Alexander von Humboldt |
That exhibit and catalog (which was on the 2014 shortlist of five catalogs in the Alice competition of the Furthermore grants in publishing program of the J.M. Kaplan Fund for best catalog of the year) were major investments for the small Americas Society and deserve better recognition. There is a line that appears to have been crossed between fair use and predatory use of the intellectual efforts of other people. The bigger the publisher, the bigger the responsibility.
The two books that Rich reviews are The Invention of Nature: Alexander von Humboldt's New World (Knopf) by Andrea Wulf and After Nature: A Politics for the Anthropocene (Harvard) by Jedediah Purdy.

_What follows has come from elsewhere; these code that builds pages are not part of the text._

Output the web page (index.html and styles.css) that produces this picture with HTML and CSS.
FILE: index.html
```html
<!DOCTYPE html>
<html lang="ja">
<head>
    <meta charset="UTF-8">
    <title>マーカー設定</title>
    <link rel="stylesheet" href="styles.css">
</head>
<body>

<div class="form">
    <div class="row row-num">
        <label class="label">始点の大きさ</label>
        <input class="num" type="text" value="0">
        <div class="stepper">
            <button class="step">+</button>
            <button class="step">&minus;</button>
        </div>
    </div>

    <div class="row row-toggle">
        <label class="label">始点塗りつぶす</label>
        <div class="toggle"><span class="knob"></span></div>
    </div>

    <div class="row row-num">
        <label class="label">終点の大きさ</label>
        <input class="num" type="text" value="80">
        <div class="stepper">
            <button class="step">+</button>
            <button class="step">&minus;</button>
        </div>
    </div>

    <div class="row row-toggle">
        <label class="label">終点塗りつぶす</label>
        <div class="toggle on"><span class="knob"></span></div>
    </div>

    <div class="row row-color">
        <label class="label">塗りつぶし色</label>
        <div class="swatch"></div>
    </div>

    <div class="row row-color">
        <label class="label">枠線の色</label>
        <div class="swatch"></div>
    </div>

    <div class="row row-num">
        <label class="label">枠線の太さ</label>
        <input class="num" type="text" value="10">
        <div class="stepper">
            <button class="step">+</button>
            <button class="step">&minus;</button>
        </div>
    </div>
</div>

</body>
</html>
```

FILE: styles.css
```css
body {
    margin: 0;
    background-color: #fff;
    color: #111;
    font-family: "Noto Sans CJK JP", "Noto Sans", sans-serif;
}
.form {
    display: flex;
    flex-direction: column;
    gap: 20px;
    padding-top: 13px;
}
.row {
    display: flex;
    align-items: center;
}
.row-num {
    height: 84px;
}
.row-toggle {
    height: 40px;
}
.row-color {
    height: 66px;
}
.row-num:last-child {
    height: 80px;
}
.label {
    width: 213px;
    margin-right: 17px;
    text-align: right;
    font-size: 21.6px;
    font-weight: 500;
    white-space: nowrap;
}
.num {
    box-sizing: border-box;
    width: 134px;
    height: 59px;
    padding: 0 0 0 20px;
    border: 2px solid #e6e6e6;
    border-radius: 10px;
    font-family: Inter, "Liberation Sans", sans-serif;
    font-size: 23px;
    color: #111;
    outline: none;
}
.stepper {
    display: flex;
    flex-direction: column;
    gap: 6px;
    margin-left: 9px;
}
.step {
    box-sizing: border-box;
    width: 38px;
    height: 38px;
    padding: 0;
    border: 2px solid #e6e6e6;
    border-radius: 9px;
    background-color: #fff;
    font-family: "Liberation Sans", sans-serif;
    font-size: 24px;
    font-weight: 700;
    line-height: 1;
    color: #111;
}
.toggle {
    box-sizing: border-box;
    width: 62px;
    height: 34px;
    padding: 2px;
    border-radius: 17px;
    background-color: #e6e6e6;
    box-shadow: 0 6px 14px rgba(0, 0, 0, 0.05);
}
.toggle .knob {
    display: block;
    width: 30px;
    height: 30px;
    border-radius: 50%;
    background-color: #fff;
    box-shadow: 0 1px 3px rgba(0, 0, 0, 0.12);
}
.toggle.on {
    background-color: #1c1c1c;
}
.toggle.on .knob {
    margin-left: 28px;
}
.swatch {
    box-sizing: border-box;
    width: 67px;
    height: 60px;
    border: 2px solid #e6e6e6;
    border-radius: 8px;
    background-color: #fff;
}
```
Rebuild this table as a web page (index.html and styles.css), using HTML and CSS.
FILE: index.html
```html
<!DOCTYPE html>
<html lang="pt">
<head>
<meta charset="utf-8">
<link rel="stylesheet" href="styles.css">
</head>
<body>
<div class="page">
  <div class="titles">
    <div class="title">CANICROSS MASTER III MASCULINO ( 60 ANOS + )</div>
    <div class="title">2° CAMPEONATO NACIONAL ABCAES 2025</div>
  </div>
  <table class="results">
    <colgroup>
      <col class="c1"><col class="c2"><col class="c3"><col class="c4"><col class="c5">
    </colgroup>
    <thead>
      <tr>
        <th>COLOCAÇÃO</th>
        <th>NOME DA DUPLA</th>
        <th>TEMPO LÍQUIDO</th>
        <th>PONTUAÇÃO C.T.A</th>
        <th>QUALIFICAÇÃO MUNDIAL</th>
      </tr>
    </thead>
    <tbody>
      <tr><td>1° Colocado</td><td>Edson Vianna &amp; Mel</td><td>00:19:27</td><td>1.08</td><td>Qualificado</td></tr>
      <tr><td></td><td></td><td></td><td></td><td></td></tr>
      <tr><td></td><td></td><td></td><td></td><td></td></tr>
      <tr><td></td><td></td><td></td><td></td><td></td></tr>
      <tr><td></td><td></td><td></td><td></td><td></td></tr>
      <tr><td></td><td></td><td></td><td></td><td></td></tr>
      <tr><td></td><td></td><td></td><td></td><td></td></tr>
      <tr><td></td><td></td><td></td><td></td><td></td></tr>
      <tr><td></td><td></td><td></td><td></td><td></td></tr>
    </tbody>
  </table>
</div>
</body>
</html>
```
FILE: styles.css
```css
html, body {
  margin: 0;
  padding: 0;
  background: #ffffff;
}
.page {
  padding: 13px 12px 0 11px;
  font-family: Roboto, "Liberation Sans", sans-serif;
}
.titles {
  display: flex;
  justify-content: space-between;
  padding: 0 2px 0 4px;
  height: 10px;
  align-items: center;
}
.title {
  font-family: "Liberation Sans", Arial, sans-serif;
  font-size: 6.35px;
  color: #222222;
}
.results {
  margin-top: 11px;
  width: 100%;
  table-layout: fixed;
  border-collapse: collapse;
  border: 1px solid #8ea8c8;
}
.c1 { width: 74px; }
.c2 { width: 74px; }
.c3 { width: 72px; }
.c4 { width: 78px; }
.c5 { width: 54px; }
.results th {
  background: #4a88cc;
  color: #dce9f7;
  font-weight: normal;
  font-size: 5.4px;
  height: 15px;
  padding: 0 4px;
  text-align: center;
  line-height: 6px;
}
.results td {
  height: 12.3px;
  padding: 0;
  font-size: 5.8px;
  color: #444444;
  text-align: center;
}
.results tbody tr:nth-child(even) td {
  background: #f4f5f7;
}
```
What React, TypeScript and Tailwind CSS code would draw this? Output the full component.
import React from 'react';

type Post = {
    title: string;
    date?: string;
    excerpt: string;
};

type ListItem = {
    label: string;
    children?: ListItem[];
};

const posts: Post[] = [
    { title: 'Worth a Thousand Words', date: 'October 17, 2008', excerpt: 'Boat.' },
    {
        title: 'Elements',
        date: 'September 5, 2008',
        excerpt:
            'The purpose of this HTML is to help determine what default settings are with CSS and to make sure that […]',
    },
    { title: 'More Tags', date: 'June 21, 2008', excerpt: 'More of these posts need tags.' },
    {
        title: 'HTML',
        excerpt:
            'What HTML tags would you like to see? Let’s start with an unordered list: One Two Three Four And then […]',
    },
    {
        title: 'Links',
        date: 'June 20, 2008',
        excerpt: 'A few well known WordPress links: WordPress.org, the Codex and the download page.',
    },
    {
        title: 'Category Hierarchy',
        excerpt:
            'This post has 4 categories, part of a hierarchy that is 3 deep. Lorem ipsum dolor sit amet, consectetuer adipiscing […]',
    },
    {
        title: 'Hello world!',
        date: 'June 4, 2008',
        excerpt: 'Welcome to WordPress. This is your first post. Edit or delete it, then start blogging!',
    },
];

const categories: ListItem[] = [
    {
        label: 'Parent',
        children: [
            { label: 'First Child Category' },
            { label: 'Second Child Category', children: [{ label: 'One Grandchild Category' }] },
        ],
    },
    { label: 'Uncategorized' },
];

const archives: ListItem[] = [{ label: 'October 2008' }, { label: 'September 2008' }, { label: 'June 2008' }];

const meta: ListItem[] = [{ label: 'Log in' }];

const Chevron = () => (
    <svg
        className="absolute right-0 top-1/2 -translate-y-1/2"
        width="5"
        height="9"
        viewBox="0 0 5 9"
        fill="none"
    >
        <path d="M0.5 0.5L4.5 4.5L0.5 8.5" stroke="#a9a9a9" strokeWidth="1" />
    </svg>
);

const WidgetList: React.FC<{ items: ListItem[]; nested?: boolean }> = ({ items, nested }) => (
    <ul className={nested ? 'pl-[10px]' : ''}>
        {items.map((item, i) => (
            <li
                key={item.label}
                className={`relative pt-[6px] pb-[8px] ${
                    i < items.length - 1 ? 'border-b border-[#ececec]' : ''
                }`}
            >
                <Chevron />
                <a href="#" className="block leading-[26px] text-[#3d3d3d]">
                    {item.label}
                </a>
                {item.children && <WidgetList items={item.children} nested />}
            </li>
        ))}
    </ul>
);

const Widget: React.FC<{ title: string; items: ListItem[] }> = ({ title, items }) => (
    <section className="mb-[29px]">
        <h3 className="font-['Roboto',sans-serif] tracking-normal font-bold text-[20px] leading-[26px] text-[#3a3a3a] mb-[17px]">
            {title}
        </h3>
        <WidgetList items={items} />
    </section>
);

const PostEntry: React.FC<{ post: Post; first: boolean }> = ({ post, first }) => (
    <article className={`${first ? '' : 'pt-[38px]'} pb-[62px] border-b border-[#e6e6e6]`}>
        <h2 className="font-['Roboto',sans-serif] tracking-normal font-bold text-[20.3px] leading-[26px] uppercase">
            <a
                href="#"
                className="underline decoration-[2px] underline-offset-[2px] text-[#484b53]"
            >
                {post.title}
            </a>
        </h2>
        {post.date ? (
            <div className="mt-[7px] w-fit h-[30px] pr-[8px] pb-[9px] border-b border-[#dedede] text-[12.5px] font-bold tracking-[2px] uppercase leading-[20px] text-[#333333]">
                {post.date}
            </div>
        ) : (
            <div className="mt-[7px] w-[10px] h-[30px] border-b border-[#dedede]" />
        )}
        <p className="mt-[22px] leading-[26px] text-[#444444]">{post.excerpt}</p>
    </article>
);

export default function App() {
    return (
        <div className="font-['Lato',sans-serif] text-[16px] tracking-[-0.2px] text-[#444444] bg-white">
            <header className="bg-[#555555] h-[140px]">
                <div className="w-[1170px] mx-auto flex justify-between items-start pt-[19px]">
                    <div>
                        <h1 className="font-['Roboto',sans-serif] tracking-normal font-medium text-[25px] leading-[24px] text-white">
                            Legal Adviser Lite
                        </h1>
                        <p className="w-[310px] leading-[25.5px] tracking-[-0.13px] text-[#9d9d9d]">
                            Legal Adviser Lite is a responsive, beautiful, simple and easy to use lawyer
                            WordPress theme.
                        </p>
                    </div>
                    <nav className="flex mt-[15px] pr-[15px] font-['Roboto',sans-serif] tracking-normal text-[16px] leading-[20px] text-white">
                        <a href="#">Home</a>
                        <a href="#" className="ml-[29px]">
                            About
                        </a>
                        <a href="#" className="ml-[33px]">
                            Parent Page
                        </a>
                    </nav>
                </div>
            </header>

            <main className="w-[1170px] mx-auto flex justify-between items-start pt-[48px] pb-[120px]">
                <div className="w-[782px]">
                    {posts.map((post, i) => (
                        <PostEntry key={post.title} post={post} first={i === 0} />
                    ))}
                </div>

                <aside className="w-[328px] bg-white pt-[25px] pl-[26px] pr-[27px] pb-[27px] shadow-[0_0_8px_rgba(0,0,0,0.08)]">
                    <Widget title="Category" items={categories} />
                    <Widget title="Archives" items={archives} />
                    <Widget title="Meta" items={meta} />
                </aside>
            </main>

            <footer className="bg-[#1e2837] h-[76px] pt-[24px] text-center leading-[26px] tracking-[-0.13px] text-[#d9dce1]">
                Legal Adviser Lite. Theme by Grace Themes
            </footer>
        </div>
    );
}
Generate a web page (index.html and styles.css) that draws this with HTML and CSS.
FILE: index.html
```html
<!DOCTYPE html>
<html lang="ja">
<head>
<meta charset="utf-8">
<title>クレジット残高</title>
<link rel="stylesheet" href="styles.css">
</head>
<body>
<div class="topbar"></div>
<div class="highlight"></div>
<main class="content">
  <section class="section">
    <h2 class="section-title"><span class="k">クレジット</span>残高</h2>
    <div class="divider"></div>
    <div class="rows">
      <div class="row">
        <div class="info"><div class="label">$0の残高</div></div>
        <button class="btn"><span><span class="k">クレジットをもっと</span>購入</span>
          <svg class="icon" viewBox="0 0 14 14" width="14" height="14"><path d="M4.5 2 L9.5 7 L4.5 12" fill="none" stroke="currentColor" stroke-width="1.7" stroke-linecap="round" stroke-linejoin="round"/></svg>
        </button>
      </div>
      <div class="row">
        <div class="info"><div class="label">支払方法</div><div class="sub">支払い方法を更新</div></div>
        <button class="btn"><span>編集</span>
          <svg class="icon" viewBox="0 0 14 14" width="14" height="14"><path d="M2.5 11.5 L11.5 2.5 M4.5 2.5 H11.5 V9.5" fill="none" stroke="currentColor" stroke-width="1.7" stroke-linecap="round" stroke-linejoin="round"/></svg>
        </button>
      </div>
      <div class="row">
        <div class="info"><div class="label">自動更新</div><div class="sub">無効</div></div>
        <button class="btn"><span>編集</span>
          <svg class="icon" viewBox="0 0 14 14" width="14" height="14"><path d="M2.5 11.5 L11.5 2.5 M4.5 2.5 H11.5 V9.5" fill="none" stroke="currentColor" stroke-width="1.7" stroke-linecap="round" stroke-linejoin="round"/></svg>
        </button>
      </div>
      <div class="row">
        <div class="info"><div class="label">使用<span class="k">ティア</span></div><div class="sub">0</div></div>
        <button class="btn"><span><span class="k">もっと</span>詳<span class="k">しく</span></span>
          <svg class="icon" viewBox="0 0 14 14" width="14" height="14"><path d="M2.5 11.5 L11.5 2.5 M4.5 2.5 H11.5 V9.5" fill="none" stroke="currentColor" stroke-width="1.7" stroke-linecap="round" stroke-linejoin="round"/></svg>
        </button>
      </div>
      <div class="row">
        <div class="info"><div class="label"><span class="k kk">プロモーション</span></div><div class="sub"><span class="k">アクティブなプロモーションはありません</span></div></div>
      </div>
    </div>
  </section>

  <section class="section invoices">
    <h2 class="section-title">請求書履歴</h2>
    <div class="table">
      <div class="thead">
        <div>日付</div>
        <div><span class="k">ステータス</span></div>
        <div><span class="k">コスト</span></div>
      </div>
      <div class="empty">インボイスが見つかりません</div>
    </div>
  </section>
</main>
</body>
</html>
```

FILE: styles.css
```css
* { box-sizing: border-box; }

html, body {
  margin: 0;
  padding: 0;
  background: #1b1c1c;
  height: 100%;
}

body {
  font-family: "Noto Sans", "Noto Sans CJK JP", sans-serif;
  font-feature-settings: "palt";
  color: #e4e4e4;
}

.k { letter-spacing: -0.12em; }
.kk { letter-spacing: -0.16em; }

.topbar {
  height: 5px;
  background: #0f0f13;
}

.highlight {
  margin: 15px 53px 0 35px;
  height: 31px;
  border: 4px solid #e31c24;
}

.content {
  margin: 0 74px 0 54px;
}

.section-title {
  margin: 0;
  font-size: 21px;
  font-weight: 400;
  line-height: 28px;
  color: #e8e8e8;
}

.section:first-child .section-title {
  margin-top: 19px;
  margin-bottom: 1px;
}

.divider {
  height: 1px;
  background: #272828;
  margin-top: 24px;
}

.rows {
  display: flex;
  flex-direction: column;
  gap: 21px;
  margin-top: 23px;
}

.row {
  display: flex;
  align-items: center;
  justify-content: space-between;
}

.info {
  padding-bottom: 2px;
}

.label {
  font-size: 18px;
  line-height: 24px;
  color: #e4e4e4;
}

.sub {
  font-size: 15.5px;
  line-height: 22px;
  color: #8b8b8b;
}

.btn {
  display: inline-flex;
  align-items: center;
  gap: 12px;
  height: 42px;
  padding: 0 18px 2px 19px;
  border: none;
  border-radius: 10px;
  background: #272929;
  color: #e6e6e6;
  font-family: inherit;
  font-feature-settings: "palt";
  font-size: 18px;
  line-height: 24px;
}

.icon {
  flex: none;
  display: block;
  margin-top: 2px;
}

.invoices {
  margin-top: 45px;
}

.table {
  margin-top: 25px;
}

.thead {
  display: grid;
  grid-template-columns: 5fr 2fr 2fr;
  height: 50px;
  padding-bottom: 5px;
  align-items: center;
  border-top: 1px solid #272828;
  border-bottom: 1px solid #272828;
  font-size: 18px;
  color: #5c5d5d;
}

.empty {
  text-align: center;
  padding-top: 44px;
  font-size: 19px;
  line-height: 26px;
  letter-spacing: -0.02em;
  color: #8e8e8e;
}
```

Wulf traveled in Humboldt's footsteps across Latin America. She shows how he was welcomed in the United States at the highest level (President Jefferson at the White House) to report his findings. From the United States, Humboldt went to Paris, where he was lionized by everyone except Napoleon, whose attempts to popularize scientific discoveries were lame by comparison.
Humboldt is credited with inventing the concept of the "web of life" and the interaction of everything in nature. This is a big departure from the Aristotelian idea in vogue still in the early 18th century that nature made all things "for the sake of man."
Humboldt was the first to make the connection between colonial exploitation and ecological devastation. He became an ardent abolitionist, although he never confronted Jefferson on this topic.
Darwin was slavishly devoted to Humboldt and credits him in no uncertain terms with his inspiration to travel in search of evidence of "the gradual transformation of species". The last paragraph of The Origin of Species is lifted nearly word for word from Humboldt.
Humboldt's followers included Thoreau, Muir and Carson in the United States, and also Whitman, Aldous Huxley and Ezra Pound. In England, William Wordsworth and Samuel Coleridge. In Germany, his friend Goethe.
The second book, by Purdy, is more ambitious and seeks to find a political system that would be more compatible with sustaining the global economy. Theodore Roosevelt and Gifford Pinchot, the first head of the U.S. Forest Service and then Governor of Pennsylvania, tried to be practical in reconciling the ecology with extraction of resources. But when push came to shove, the extractors won. The pattern seems to be continuing with the Keystone Pipeline, the EPA guidelines for methane and CO2, and Arctic drilling.
Purdy says we have to reimagine the future. In the meantime, he says, "the original Humboldt will do fine."